Start Supplied records
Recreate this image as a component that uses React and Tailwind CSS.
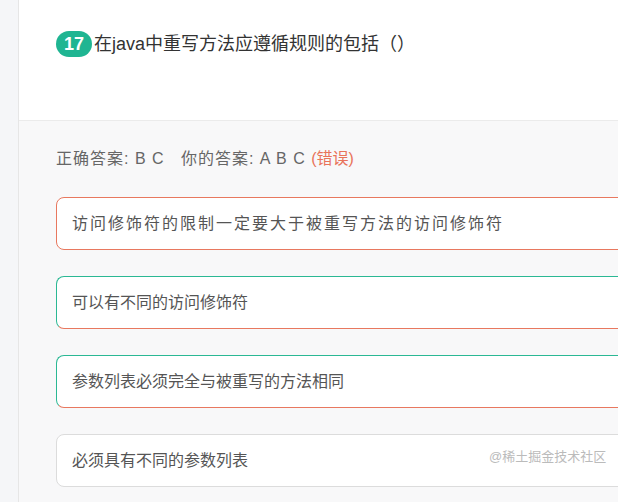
import React from 'react';

const font = { fontFamily: '"Liberation Sans", "Noto Sans CJK SC", sans-serif' };

const options = [
  { text: '访问修饰符的限制一定要大于被重写方法的访问修饰符', cls: 'border-[#e8785f] tracking-[2px]' },
  { text: '可以有不同的访问修饰符', cls: 'border-[#2bb894] border-b-[#e8785f] border-r-[#e8785f]' },
  { text: '参数列表必须完全与被重写的方法相同', cls: 'border-[#2bb894] border-b-[#e8785f] border-r-[#e8785f]' },
  { text: '必须具有不同的参数列表', cls: 'border-[#dcdcdc]' },
];

export default function App() {
  return (
    <div className="w-[618px] h-[502px] overflow-hidden flex bg-white" style={font}>
      {/* left strip */}
      <div className="w-[19px] shrink-0 bg-[#f5f6f8] border-r border-[#e6e6e6]" />

      <div className="flex-1 flex flex-col min-w-0">
        {/* question */}
        <div className="h-[121px] shrink-0 bg-white border-b border-[#ebebeb] pl-[37px] pt-[31px]">
          <div className="flex items-center">
            <span className="h-[26px] w-[36px] rounded-full bg-[#1fb592] text-white text-[18px] font-bold flex items-center justify-center">
              17
            </span>
            <span className="ml-[2px] text-[18px] text-[#333] leading-[26px]">在java中重写方法应遵循规则的包括（）</span>
          </div>
        </div>

        {/* answers */}
        <div className="flex-1 bg-[#f8f8f9] pl-[37px] pt-[26px] relative">
          <div className="text-[16px] tracking-[1px] text-[#666] leading-[24px]">
            正确答案: B C&nbsp;&nbsp; 你的答案: A B C <span className="text-[#e8735a] tracking-normal">(错误)</span>
          </div>

          <div className="mt-[26px] flex flex-col gap-[26px]">
            {options.map((o, i) => (
              <div
                key={i}
                className={`w-[640px] h-[53px] bg-white border rounded-[8px] flex items-center pl-[15px] text-[16px] text-[#555] ${o.cls}`}
              >
                {o.text}
              </div>
            ))}
          </div>

          <div className="absolute left-[470px] top-[326px] text-[13px] text-[#bbb]">@稀土掘金技术社区</div>
        </div>
      </div>
    </div>
  );
}
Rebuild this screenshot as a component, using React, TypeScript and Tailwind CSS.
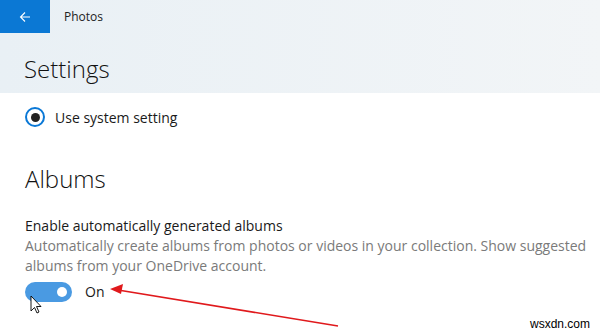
import React from "react";

const font = { fontFamily: '"Open Sans", "Noto Sans", sans-serif' };

function BackArrow() {
  return (
    <svg width="12" height="12" viewBox="0 0 12 12" fill="none" stroke="white" strokeWidth="1.1">
      <path d="M11 6H1.5M6 1.5L1.5 6L6 10.5" />
    </svg>
  );
}

function Toggle() {
  return (
    <div className="w-[47px] h-[20px] rounded-full bg-[#4a9ae2] flex items-center justify-end pr-[5px]">
      <div className="w-[10px] h-[10px] rounded-full bg-white" />
    </div>
  );
}

export default function App() {
  return (
    <div className="relative w-[600px] h-[336px] overflow-hidden bg-white text-[#1a1a1a]" style={font}>
      <div className="h-[93px] bg-gradient-to-r from-[#e9f0f5] to-[#f2f5f7]">
        <div className="flex items-center h-[33px]">
          <div className="w-[50px] h-[33px] bg-[#0b78d4] flex items-center justify-center">
            <BackArrow />
          </div>
          <span className="ml-[14px] text-[12px] text-[#222]">Photos</span>
        </div>
        <div className="pl-[24px] pt-[24px] text-[24px] leading-none font-light text-[#111]">Settings</div>
      </div>

      <div className="pl-[25px]">
        <div className="flex items-center mt-[14px] h-[20px]">
          <div className="w-[20px] h-[20px] rounded-full border-[2px] border-[#0a78d6] flex items-center justify-center">
            <div className="w-[9px] h-[9px] rounded-full bg-[#222]" />
          </div>
          <span className="ml-[10px] text-[14px]">Use system setting</span>
        </div>

        <div className="mt-[40px] text-[24px] leading-none font-light text-[#111]">Albums</div>

        <div className="mt-[26px] text-[14px] leading-[18px]">Enable automatically generated albums</div>
        <div className="mt-[1px] text-[14px] leading-[20px] text-[#7a7a7a]">
          Automatically create albums from photos or videos in your collection. Show suggested
          <br />
          albums from your OneDrive account.
        </div>

        <div className="flex items-center mt-[5px]">
          <Toggle />
          <span className="ml-[13px] text-[14px]">On</span>
        </div>
      </div>

      <svg className="absolute left-0 top-0" width="600" height="336" viewBox="0 0 600 336">
        <line x1="338" y1="326" x2="118" y2="290" stroke="#e0191c" strokeWidth="1.6" />
        <path d="M110 289 L123 284 L121 294 Z" fill="#e0191c" />
        <path d="M31 296 L31 311 L34.5 307.5 L37 313 L39 312 L36.5 306.5 L41 306.5 Z" fill="white" stroke="black" strokeWidth="0.9" strokeLinejoin="round" />
      </svg>

      <div className="absolute right-[10px] bottom-[3px] text-[12px] text-black" style={{ fontFamily: '"Liberation Sans", sans-serif' }}>
        wsxdn.com
      </div>
    </div>
  );
}
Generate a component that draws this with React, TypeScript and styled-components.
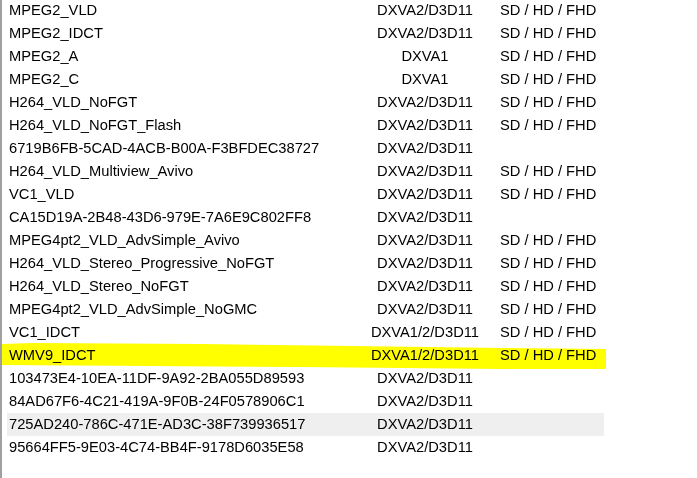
import React from "react";
import styled, { createGlobalStyle } from "styled-components";

const Global = createGlobalStyle`
  html, body { margin: 0; padding: 0; background: #ffffff; }
  body { font-family: "Liberation Sans", Arial, sans-serif; }
`;

type Item = { name: string; api: string; res?: boolean; hover?: boolean; marked?: boolean };

const items: Item[] = [
  { name: "MPEG2_VLD", api: "DXVA2/D3D11", res: true },
  { name: "MPEG2_IDCT", api: "DXVA2/D3D11", res: true },
  { name: "MPEG2_A", api: "DXVA1", res: true },
  { name: "MPEG2_C", api: "DXVA1", res: true },
  { name: "H264_VLD_NoFGT", api: "DXVA2/D3D11", res: true },
  { name: "H264_VLD_NoFGT_Flash", api: "DXVA2/D3D11", res: true },
  { name: "6719B6FB-5CAD-4ACB-B00A-F3BFDEC38727", api: "DXVA2/D3D11" },
  { name: "H264_VLD_Multiview_Avivo", api: "DXVA2/D3D11", res: true },
  { name: "VC1_VLD", api: "DXVA2/D3D11", res: true },
  { name: "CA15D19A-2B48-43D6-979E-7A6E9C802FF8", api: "DXVA2/D3D11" },
  { name: "MPEG4pt2_VLD_AdvSimple_Avivo", api: "DXVA2/D3D11", res: true },
  { name: "H264_VLD_Stereo_Progressive_NoFGT", api: "DXVA2/D3D11", res: true },
  { name: "H264_VLD_Stereo_NoFGT", api: "DXVA2/D3D11", res: true },
  { name: "MPEG4pt2_VLD_AdvSimple_NoGMC", api: "DXVA2/D3D11", res: true },
  { name: "VC1_IDCT", api: "DXVA1/2/D3D11", res: true },
  { name: "WMV9_IDCT", api: "DXVA1/2/D3D11", res: true, marked: true },
  { name: "103473E4-10EA-11DF-9A92-2BA055D89593", api: "DXVA2/D3D11" },
  { name: "84AD67F6-4C21-419A-9F0B-24F0578906C1", api: "DXVA2/D3D11" },
  { name: "725AD240-786C-471E-AD3C-38F739936517", api: "DXVA2/D3D11", hover: true },
  { name: "95664FF5-9E03-4C74-BB4F-9178D6035E58", api: "DXVA2/D3D11" },
];

const Frame = styled.div`
  position: relative;
  width: 697px;
  height: 478px;
  overflow: hidden;
  border-left: 2px solid #a0a0a0;
  box-sizing: border-box;
  background: #ffffff;
`;

const List = styled.div`
  display: flex;
  flex-direction: column;
  padding-left: 5px;
  margin-top: -1px;
`;

const Row = styled.div<{ $hover?: boolean }>`
  display: grid;
  grid-template-columns: 353px 130px 114px;
  width: 597px;
  height: 23px;
  line-height: 23px;
  font-size: 14.7px;
  color: #000000;
  white-space: nowrap;
  background: ${(p) => (p.$hover ? "#efefef" : "transparent")};
`;

const NameCell = styled.div`
  padding-left: 2px;
`;

const ApiCell = styled.div`
  text-align: center;
`;

const ResCell = styled.div`
  padding-left: 10px;
`;

const Marker = styled.svg`
  position: absolute;
  left: 0;
  top: 0;
  width: 697px;
  height: 478px;
  pointer-events: none;
  mix-blend-mode: multiply;
`;

export default function App() {
  return (
    <>
      <Global />
      <Frame>
        <List>
          {items.map((it) => (
            <Row key={it.name} $hover={it.hover}>
              <NameCell>{it.name}</NameCell>
              <ApiCell>{it.api}</ApiCell>
              <ResCell>{it.res ? "SD / HD / FHD" : ""}</ResCell>
            </Row>
          ))}
        </List>
        <Marker viewBox="0 0 697 478">
          <path
            d="M0 344 L30 343 L200 344 L350 346 L500 348 L604 349 L604 369 L500 369 L400 368 L300 367 L150 366 L0 365 Z"
            fill="#ffff00"
          />
        </Marker>
      </Frame>
    </>
  );
}
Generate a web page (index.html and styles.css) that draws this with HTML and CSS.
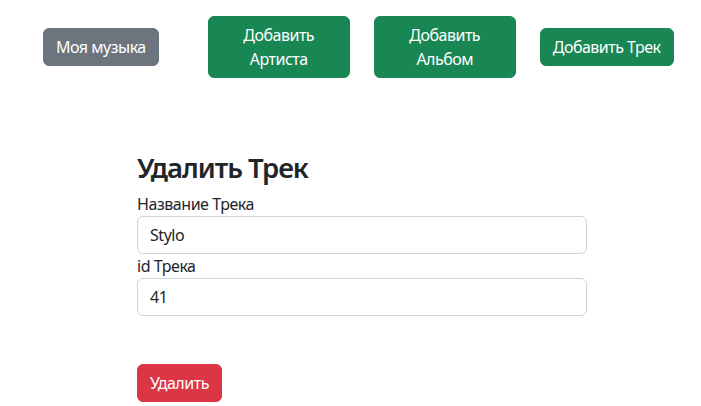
FILE: index.html
```html
<!DOCTYPE html>
<html lang="ru">
<head>
<meta charset="utf-8">
<title>Удалить Трек</title>
<link rel="stylesheet" href="styles.css">
</head>
<body>
<nav class="topnav">
  <a class="btn btn-gray">Моя музыка</a>
  <a class="btn btn-green btn-wide first">Добавить Артиста</a>
  <a class="btn btn-green btn-wide">Добавить Альбом</a>
  <a class="btn btn-green">Добавить Трек</a>
</nav>
<main class="form-wrap">
  <h2 class="title">Удалить Трек</h2>
  <label class="label" for="name">Название Трека</label>
  <input class="input" id="name" type="text" value="Stylo">
  <label class="label" for="tid">id Трека</label>
  <input class="input" id="tid" type="text" value="41">
  <div class="actions">
    <button class="btn btn-red" type="button">Удалить</button>
  </div>
</main>
</body>
</html>
```
FILE: styles.css
```css
* { box-sizing: border-box; }
body {
  margin: 0;
  font-family: "Noto Sans", "Open Sans", sans-serif;
  font-size: 16px;
  line-height: 1.5;
  letter-spacing: -0.45px;
  color: #212529;
  background: #fff;
}
.topnav {
  display: flex;
  align-items: center;
  padding: 16px 0 0 43px;
}
.btn {
  display: inline-block;
  padding: 6px 12px;
  border: 1px solid transparent;
  border-radius: 6px;
  font-family: inherit;
  font-size: 16px;
  line-height: 24px;
  letter-spacing: -0.5px;
  color: #fff;
  text-align: center;
  text-decoration: none;
  cursor: pointer;
}
.btn + .btn { margin-left: 24px; }
.btn.first { margin-left: 49px; }
.btn-gray { background: #6c757d; border-color: #6c757d; }
.btn-green { background: #198754; border-color: #198754; }
.btn-red { background: #dc3545; border-color: #dc3545; }
.btn-wide { width: 142px; }
.form-wrap {
  width: 450px;
  margin: 73px 0 0 137px;
  display: flex;
  flex-direction: column;
}
.title {
  margin: 0 0 8px;
  font-size: 27.5px;
  font-weight: 600;
  line-height: 1.2;
  letter-spacing: -1px;
}
.label { display: block; }
.input {
  display: block;
  width: 100%;
  height: 38px;
  padding: 6px 12px;
  font-family: inherit;
  font-size: 16px;
  line-height: 24px;
  letter-spacing: -0.45px;
  color: #212529;
  border: 1px solid #ced4da;
  border-radius: 6px;
  background: #fff;
}
.actions { margin-top: 48px; }
```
End Supplied records
*Task*.
Tally the lines holding the string "Tailwind" and give only the count.

*Exercise output*.
2